As fathers, we are subject to many social messages that demean our family roles. If you are divorced, you may have experienced having the children you love taken from you involuntarily, with “visitations” substituted for the family time you once had with your children. Or, your divorce may have been a wakeup call for you to be more involved with your children.

Whichever is the case, your involvement is critical. Studies have linked increased crime, drug abuse and risky sexual behaviors to the absence of fathers in the home. The studies also show dramatic increases in academic performance among students with deeply involved fathers. For the good of your children, I urge you not to stand on the sidelines, but to become involved with your children’s lives. Negotiate with your co-parent to obtain overnights with the baby. Chances are she’ll welcome a couple of days off each week. Become involved in pre-school and school activities and help with homework. Become your child’s biggest fan.

When you come before judges and other decision makers, make sure you have a detailed plan as to how you will parent. What is your philosophy on discipline? Take parenting classes. An excellent class which is very popular these days is entitled Redirecting Children’s behavior. Check the Internet for a class near you.

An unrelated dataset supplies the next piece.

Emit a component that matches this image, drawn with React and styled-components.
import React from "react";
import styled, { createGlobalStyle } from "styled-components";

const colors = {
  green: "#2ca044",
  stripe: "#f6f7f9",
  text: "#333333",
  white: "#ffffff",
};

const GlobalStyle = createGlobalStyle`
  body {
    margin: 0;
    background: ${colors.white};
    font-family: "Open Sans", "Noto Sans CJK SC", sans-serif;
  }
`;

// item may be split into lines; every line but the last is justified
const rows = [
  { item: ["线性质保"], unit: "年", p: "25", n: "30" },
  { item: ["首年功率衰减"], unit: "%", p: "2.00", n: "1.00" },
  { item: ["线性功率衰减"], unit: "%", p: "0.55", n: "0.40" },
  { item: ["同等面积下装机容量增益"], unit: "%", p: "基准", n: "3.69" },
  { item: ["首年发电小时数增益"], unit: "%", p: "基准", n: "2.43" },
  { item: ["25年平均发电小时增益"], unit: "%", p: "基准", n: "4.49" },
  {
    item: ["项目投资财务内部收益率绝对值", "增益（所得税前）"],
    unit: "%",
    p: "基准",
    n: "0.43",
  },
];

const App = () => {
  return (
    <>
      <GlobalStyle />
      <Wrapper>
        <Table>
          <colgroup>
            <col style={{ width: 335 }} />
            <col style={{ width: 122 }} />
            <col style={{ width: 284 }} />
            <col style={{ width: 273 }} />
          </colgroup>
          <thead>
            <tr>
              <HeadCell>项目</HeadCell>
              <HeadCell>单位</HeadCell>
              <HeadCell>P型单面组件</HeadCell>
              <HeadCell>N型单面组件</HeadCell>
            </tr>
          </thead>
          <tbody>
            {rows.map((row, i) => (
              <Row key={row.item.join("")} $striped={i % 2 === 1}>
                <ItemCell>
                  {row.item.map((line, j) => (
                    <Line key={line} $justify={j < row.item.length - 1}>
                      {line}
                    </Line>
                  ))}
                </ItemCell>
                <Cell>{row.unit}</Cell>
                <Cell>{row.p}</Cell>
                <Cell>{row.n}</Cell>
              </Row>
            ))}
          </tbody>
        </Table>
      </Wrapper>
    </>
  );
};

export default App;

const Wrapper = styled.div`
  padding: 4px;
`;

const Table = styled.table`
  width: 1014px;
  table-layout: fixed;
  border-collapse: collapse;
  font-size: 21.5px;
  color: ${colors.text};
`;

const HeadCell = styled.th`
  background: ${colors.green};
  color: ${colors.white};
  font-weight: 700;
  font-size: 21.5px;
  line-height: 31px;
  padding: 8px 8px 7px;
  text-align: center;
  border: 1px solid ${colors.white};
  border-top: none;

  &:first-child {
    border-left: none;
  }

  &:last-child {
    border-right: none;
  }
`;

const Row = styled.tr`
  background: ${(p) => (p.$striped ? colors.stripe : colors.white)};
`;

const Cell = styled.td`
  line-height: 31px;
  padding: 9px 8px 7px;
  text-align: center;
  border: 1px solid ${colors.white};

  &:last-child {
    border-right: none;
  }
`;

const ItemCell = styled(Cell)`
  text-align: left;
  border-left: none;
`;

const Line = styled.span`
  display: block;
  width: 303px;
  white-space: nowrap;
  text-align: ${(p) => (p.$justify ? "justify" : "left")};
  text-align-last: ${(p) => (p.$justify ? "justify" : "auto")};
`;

Be prepared to talk about the importance of bonding with your children, and the family life you will create. If you do this well, the family court mediator will have a tear in their eye. Make them understand that your child’s best interests are served by spending time with you, and they will allow a parenting plan with generous time with dad. These professionals want to do what is in the best interests of your children, and you can help them to understand that time with you is in their best interests.